Climate Action

COP21 Day 4: the future of green buildings

The fourth day of the COP21 United Nations Climate Change Conference on Thursday had the theme of Buildings Day and saw the launch of the Global Alliance for Buildings and Construction, designed to scale up low-carbon development in the sector

  • 04 December 2015
  • William Brittlebank

The fourth day of the COP21 United Nations Climate Change Conference on Thursday had the theme of Buildings Day and saw the launch of the Global Alliance for Buildings and Construction, designed to scale up low-carbon development in the sector.

Eighteen countries including Austria, Brazil, Cameroon, Canada, Finland, France, Germany, Indonesia, Japan, Mexico, Morocco, Norway, Senegal, Singapore, Sweden, Tunisia, Ukraine, United Arab Emirates, the US, and over 60 organisations are part of the alliance.

The World Green Building Council (WorldGBC) is a key member of the initiative and committed to a ‘global market transformation’ to achieve both net zero carbon new building and the energy efficiency retrofit of existing stock by 2050.


EU firms pledge action

Sixteen major European firms also made pledges to develop ‘nearly zero energy buildings’ (nZEB) for new build by 2020, and refurbished buildings by 2030.

The 'Moving towards net zero buildings' commitment, was been signed by 16 leading organisations including Acciona, British Land, Doosan, Ferrovial, GlaxoSmithKline, Hammerson, Heathrow, Interface, JLL, Kingfisher, Land Securities, Lloyd’s Banking Group, Philips, Skanska, Sky, Tesco.

In a statement, the group said the pledge was a response to the “lack of co-ordinated approach across the built environment sector in the delivery of energy efficient building”.

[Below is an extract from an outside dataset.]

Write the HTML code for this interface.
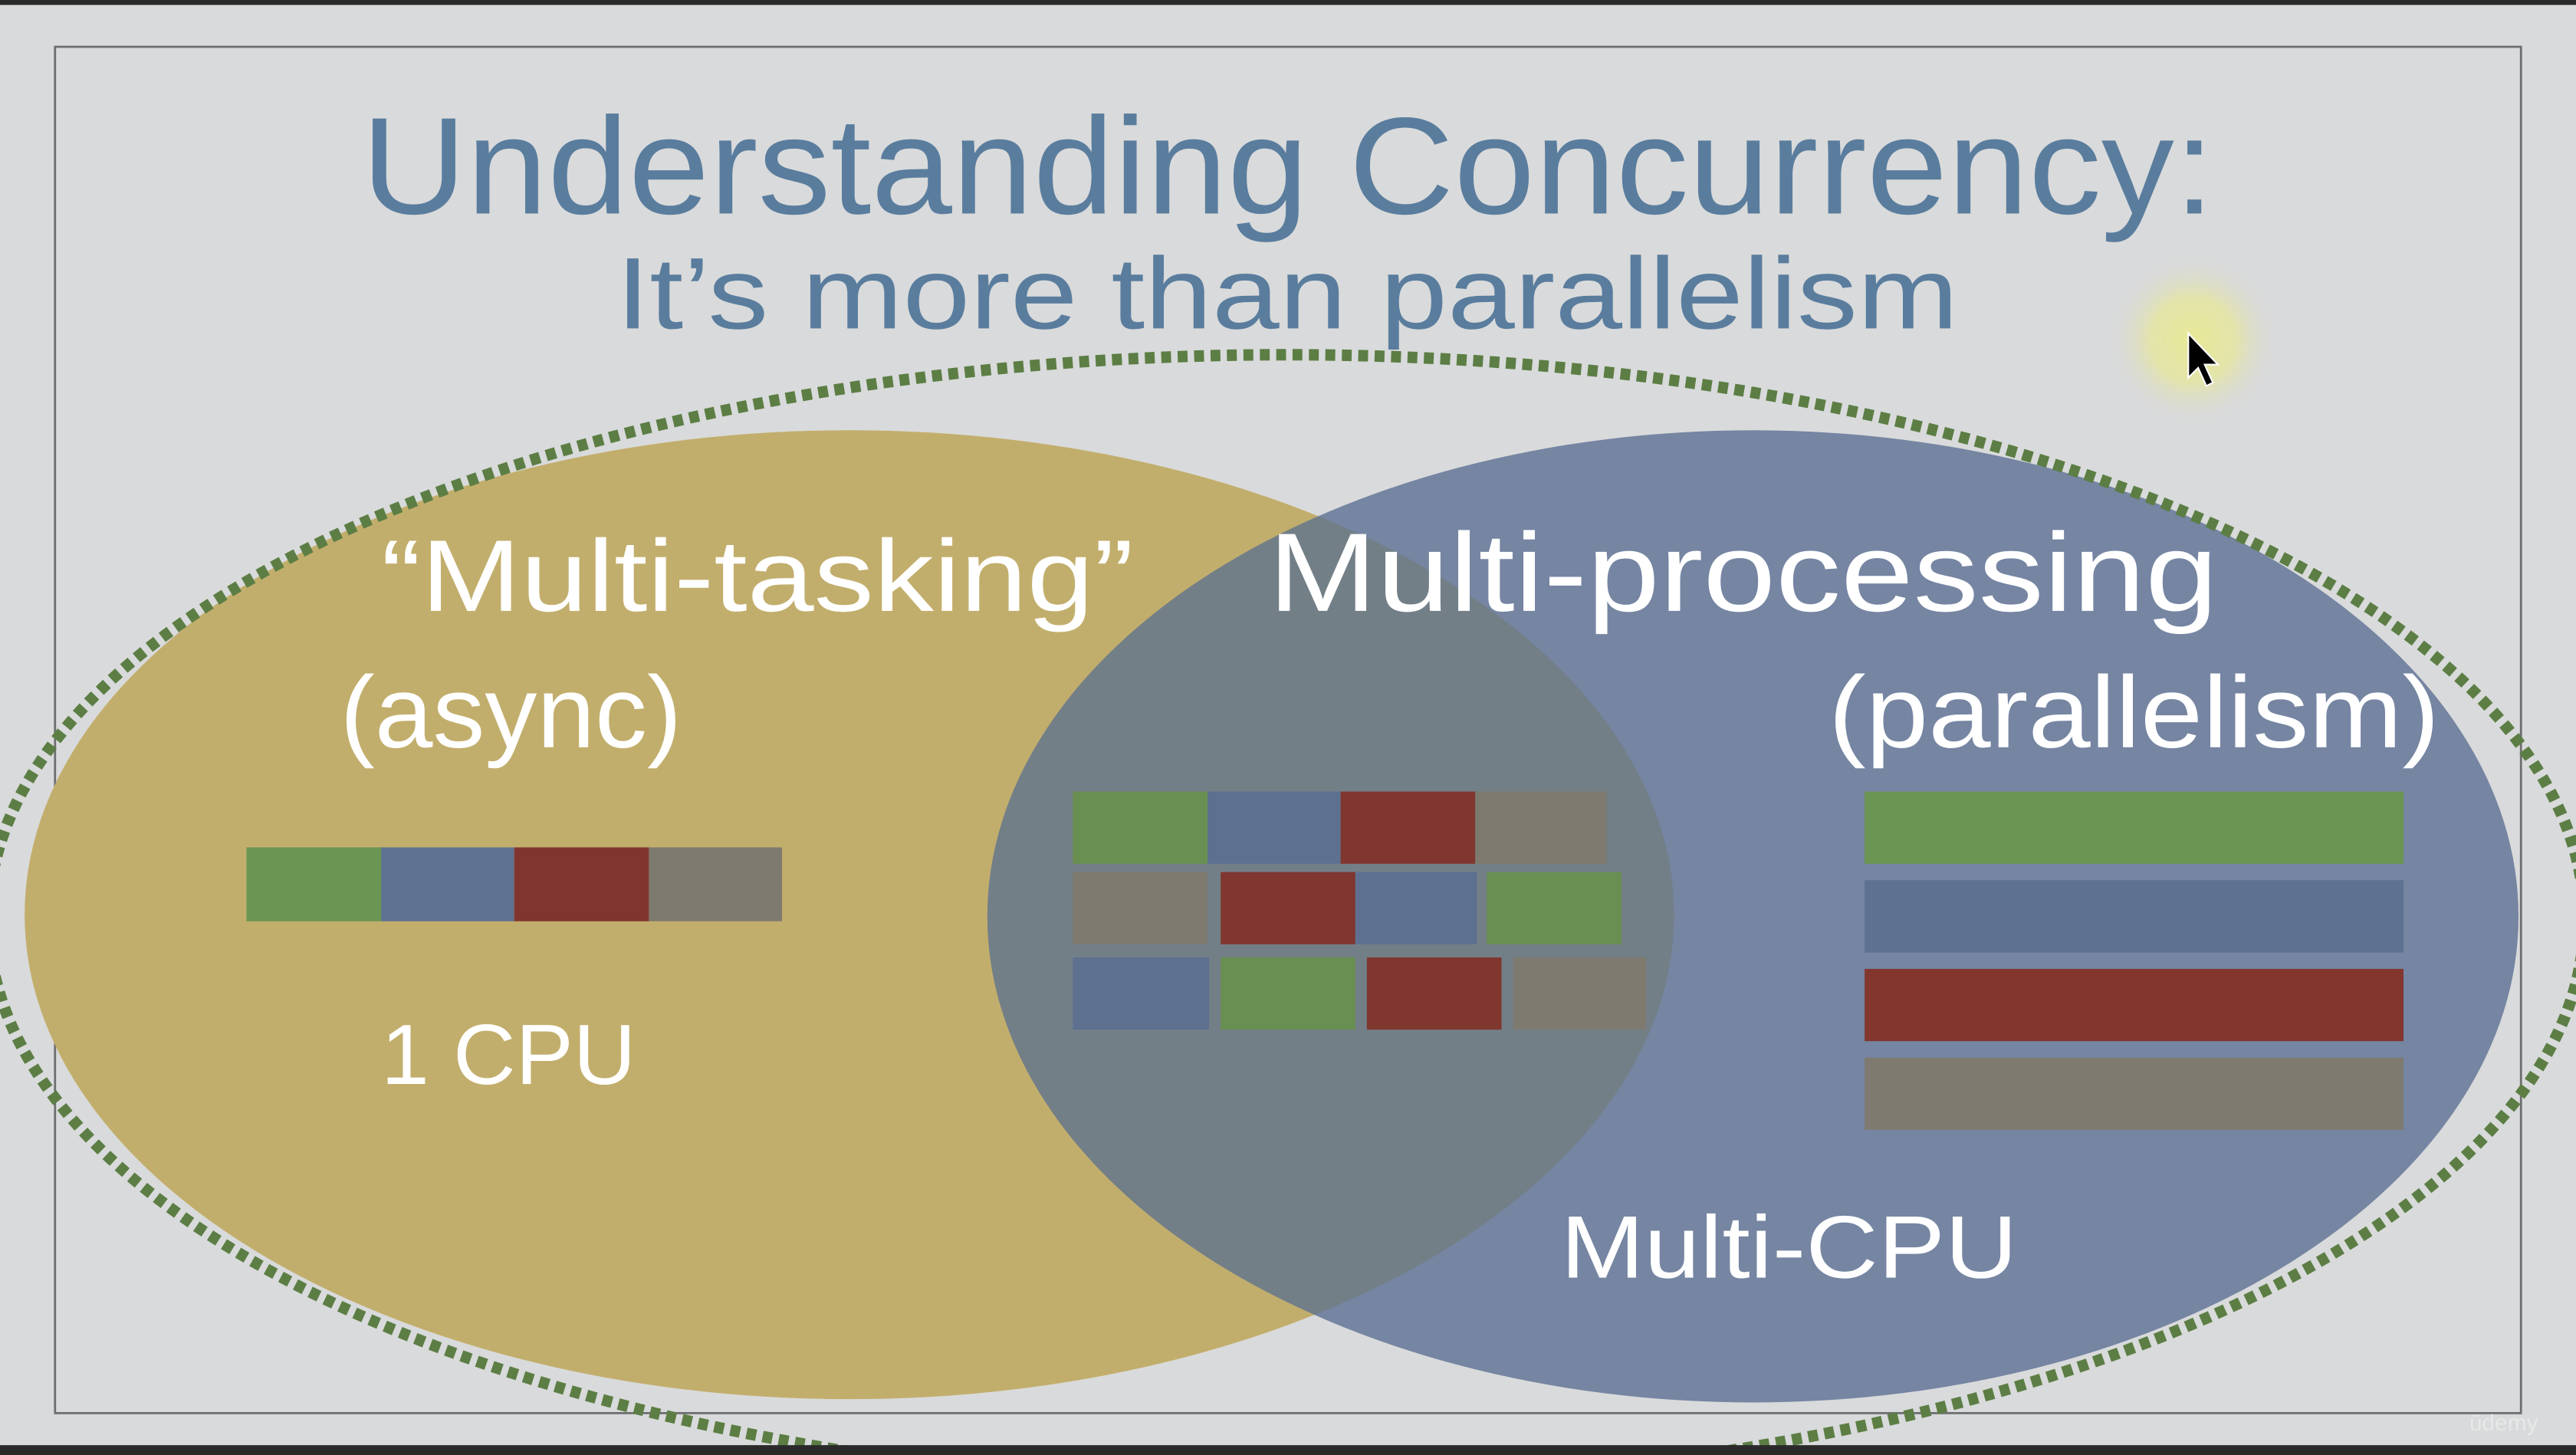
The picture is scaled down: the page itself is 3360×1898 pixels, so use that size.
<!DOCTYPE html>
<html><head><meta charset="utf-8"><style>
html,body{margin:0;padding:0;width:3360px;height:1898px;overflow:hidden;background:#d9dadb}
svg{display:block}
text{font-family:"Liberation Sans",sans-serif}
</style></head><body>
<svg width="3360" height="1898" viewBox="0 0 1568 886" preserveAspectRatio="none" xmlns="http://www.w3.org/2000/svg">
<defs>
<radialGradient id="glow"><stop offset="0" stop-color="#e8e996"/><stop offset="0.5" stop-color="#e5e69e" stop-opacity="0.8"/><stop offset="1" stop-color="#d9dadb" stop-opacity="0"/></radialGradient>
<clipPath id="yc"><ellipse cx="517" cy="557" rx="502" ry="295"/></clipPath>
</defs>
<rect width="1568" height="886" fill="#d9dadb"/>
<rect x="0" y="0" width="1568" height="3" fill="#2a2a2a"/>
<rect x="33.5" y="28.5" width="1501" height="832" fill="none" stroke="#6d6e70" stroke-width="1.3"/>
<text x="220" y="130" font-size="84" fill="#5a7d9e" textLength="1128" lengthAdjust="spacingAndGlyphs">Understanding Concurrency:</text>
<text x="375" y="200" font-size="62" fill="#5a7d9e" textLength="817" lengthAdjust="spacingAndGlyphs">It’s more than parallelism</text>
<circle cx="1335" cy="207" r="52" fill="url(#glow)"/>
<path d="M1332 203 L1332 230 L1338 224 L1343 235 L1347 233 L1342 222 L1350 222 Z" fill="#000" stroke="#fff" stroke-width="1"/>
<ellipse cx="517" cy="557" rx="502" ry="295" fill="#c2ae6c"/>
<ellipse cx="1067" cy="558" rx="466" ry="296" fill="#7585a2"/>
<ellipse cx="1067" cy="558" rx="466" ry="296" fill="#737f87" clip-path="url(#yc)"/>
<ellipse cx="783" cy="560" rx="790" ry="344" fill="none" stroke="#5c7e45" stroke-width="7" stroke-dasharray="6 4"/>
<rect x="150" y="516" width="82" height="45" fill="#6b9552"/>
<rect x="232" y="516" width="81" height="45" fill="#5e7292"/>
<rect x="313" y="516" width="82" height="45" fill="#80362e"/>
<rect x="395" y="516" width="81" height="45" fill="#7e7a70"/>
<g>
<rect x="653" y="482" width="82" height="44" fill="#6a8f52"/>
<rect x="735" y="482" width="81" height="44" fill="#5e7090"/>
<rect x="816" y="482" width="82" height="44" fill="#7f372f"/>
<rect x="898" y="482" width="80" height="44" fill="#7e7a70"/>
<rect x="653" y="531" width="82" height="44" fill="#7e7a70"/>
<rect x="743" y="531" width="82" height="44" fill="#7f372f"/>
<rect x="825" y="531" width="74" height="44" fill="#5e7090"/>
<rect x="905" y="531" width="82" height="44" fill="#6a8f52"/>
<rect x="653" y="583" width="83" height="44" fill="#5e7090"/>
<rect x="743" y="583" width="82" height="44" fill="#6a8f52"/>
<rect x="832" y="583" width="82" height="44" fill="#7f372f"/>
<rect x="921" y="583" width="81" height="44" fill="#7e7a70"/>
</g>
<rect x="1135" y="482" width="328" height="44" fill="#6a9552"/>
<rect x="1135" y="536" width="328" height="44" fill="#5e7190"/>
<rect x="1135" y="590" width="328" height="44" fill="#82362e"/>
<rect x="1135" y="644" width="328" height="44" fill="#7e7a70"/>
<g fill="#ffffff">
<text x="232" y="372" font-size="62" textLength="458" lengthAdjust="spacingAndGlyphs">“Multi-tasking”</text>
<text x="207" y="455" font-size="62" textLength="208" lengthAdjust="spacingAndGlyphs">(async)</text>
<text x="232" y="660" font-size="52" textLength="155" lengthAdjust="spacingAndGlyphs">1 CPU</text>
<text x="772" y="372" font-size="68" textLength="578" lengthAdjust="spacingAndGlyphs">Multi-processing</text>
<text x="1113" y="455" font-size="62" textLength="372" lengthAdjust="spacingAndGlyphs">(parallelism)</text>
<text x="950" y="778" font-size="54" textLength="278" lengthAdjust="spacingAndGlyphs">Multi-CPU</text>
</g>
<rect x="0" y="880" width="1568" height="6" fill="#2a2a2a"/>
<text x="1503" y="871" font-size="14" fill="#eeeeee" opacity="0.7">üdemy</text>
</svg>
</body></html>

The plan outlines key actions that the signatories will take, including reducing energy intensity across corporate property estates; collaborating across the supply chain to set specific targets and engaging with policy makers on progress, reporting and progress towards zero energy goals.

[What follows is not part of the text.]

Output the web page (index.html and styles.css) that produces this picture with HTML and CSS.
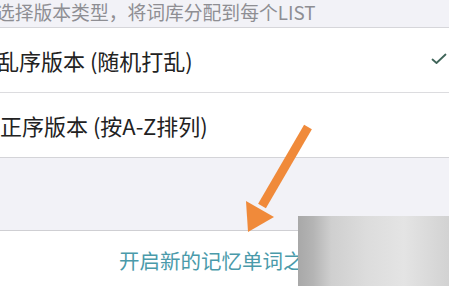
FILE: index.html
```html
<!DOCTYPE html>
<html lang="zh">
<head>
<meta charset="utf-8">
<link rel="stylesheet" href="styles.css">
</head>
<body>
<div class="page">
  <div class="header"><span class="header-text">选择版本类型，将词库分配到每个LIST</span></div>
  <div class="list">
    <div class="row"><span class="row-text">乱序版本 (随机打乱)</span>
      <svg class="check" width="16" height="12" viewBox="0 0 16 12"><path d="M1.5 6.5 L5.5 10 L14.5 1.5" fill="none" stroke="#3f6459" stroke-width="1.8" stroke-linecap="round" stroke-linejoin="round"/></svg>
    </div>
    <div class="row"><span class="row-text second">正序版本 (按A-Z排列)</span></div>
  </div>
  <div class="gap"></div>
  <div class="footer"><span class="start">开启新的记忆单词之旅</span></div>
  <div class="watermark"></div>
  <svg class="arrow" width="449" height="286" viewBox="0 0 449 286">
    <line x1="308" y1="127" x2="262" y2="206" stroke="#f08a3a" stroke-width="9" stroke-linecap="butt"/>
    <polygon points="246,201 274,217 248,232" fill="#f08a3a"/>
  </svg>
</div>
</body>
</html>
```
FILE: styles.css
```css
html, body {
  margin: 0;
  padding: 0;
  background: #f2f2f7;
}
.page {
  position: relative;
  width: 449px;
  height: 286px;
  overflow: hidden;
  font-family: "Noto Sans CJK SC", "Noto Sans", sans-serif;
  background: #f2f2f7;
}
.header {
  height: 27px;
  display: flex;
  align-items: center;
  border-bottom: 1px solid #d6d6da;
}
.header-text {
  margin-left: -4px;
  margin-top: -5px;
  font-size: 18.8px;
  color: #8e8e93;
  white-space: nowrap;
}
.list {
  background: #fff;
  border-bottom: 1px solid #d4d4d8;
}
.row {
  height: 64px;
  display: flex;
  align-items: center;
  justify-content: space-between;
  padding-right: 2px;
}
.row + .row {
  border-top: 1px solid #dcdcdf;
}
.row-text {
  margin-left: -3px;
  font-size: 22px;
  color: #222;
  white-space: nowrap;
}
.row-text.second {
  margin-left: 0;
}
.check {
  margin-right: 0;
  margin-top: -3px;
}
.gap {
  height: 72px;
}
.footer {
  border-top: 1px solid #cfcfd3;
  background: #fff;
  height: 60px;
  padding-left: 119px;
  padding-top: 14px;
  box-sizing: border-box;
}
.start {
  font-size: 20.5px;
  color: #4a9aaa;
  white-space: nowrap;
}
.watermark {
  position: absolute;
  left: 298px;
  top: 216px;
  width: 151px;
  height: 70px;
  background:
    linear-gradient(90deg, #a8a8a8 0%, #b4b4b4 10%, #cfcfcf 22%, #dcdcdc 45%, #e4e4e4 70%, #d2d2d2 100%);
}
.arrow {
  position: absolute;
  left: 0;
  top: 0;
}
```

Google clean energy target

Tech giant Google joined the RE100 global; renewable energy initiative with a target to triple its purchase of renewables by 2025 and a long term goal to power all of its operations with clean energy.

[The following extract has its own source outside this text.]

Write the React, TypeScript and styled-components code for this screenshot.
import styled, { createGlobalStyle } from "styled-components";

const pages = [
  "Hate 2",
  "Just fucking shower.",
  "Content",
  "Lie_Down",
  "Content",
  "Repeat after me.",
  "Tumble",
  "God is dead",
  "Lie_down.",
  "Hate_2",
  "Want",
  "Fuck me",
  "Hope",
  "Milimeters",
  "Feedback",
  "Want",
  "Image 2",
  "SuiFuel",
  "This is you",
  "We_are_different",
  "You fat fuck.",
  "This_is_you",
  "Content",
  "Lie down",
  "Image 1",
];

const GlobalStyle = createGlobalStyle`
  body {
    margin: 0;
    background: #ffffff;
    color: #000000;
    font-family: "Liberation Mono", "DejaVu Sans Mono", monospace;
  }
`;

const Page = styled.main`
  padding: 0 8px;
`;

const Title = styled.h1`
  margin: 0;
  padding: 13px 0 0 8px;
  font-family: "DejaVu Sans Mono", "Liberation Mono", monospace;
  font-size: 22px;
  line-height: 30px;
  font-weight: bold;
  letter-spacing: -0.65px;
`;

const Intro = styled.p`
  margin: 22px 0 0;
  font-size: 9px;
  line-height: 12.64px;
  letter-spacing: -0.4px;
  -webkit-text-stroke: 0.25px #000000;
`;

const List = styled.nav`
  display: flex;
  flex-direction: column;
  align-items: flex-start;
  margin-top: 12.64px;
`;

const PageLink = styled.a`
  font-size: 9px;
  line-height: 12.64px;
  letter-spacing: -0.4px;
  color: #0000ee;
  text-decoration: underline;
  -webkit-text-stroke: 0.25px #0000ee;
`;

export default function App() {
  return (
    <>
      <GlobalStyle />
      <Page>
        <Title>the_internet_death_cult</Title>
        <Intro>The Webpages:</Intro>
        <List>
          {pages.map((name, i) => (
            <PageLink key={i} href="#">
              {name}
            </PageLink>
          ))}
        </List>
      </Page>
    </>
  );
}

Google, which is already the largest private sector purchaser of renewables in the world, said it will purchase a further 842 megawatts of energy through a range of new global wind and solar projects.

Google is the latest tech giant to join the RE100 campaign after Microsoft and Adobe earlier this week and over 40 firms have joined the initiative since it was launched at Climate Week NYC in 2014 including Autodesk; Aviva; BT Group; Goldman Sachs; IKEA Group; Infosys; Johnson & Johnson; J. Marks & Spencer; Mars, Incorporated; Nestlé; Nike, Inc.; Philips; Starbucks; Unilever; and Walmart.


New draft text

A new draft negotiating document for the summit was also posted on the UN Framework Convention on Climate Change UNFCCC) website on Thursday morning.

The new version has been reduced from 55 to 50 pages and another new text is expected on Friday.

Negotiators are due to present a draft agreement by Saturday lunchtime with a maximum of settled options, before Ministers take control on Monday.


Urban transport innovations

Mastercard and C40 Cities announced a new partnership on the fourth day of COP21 and they aim to create a knowledge transfer network for urban transport innovations.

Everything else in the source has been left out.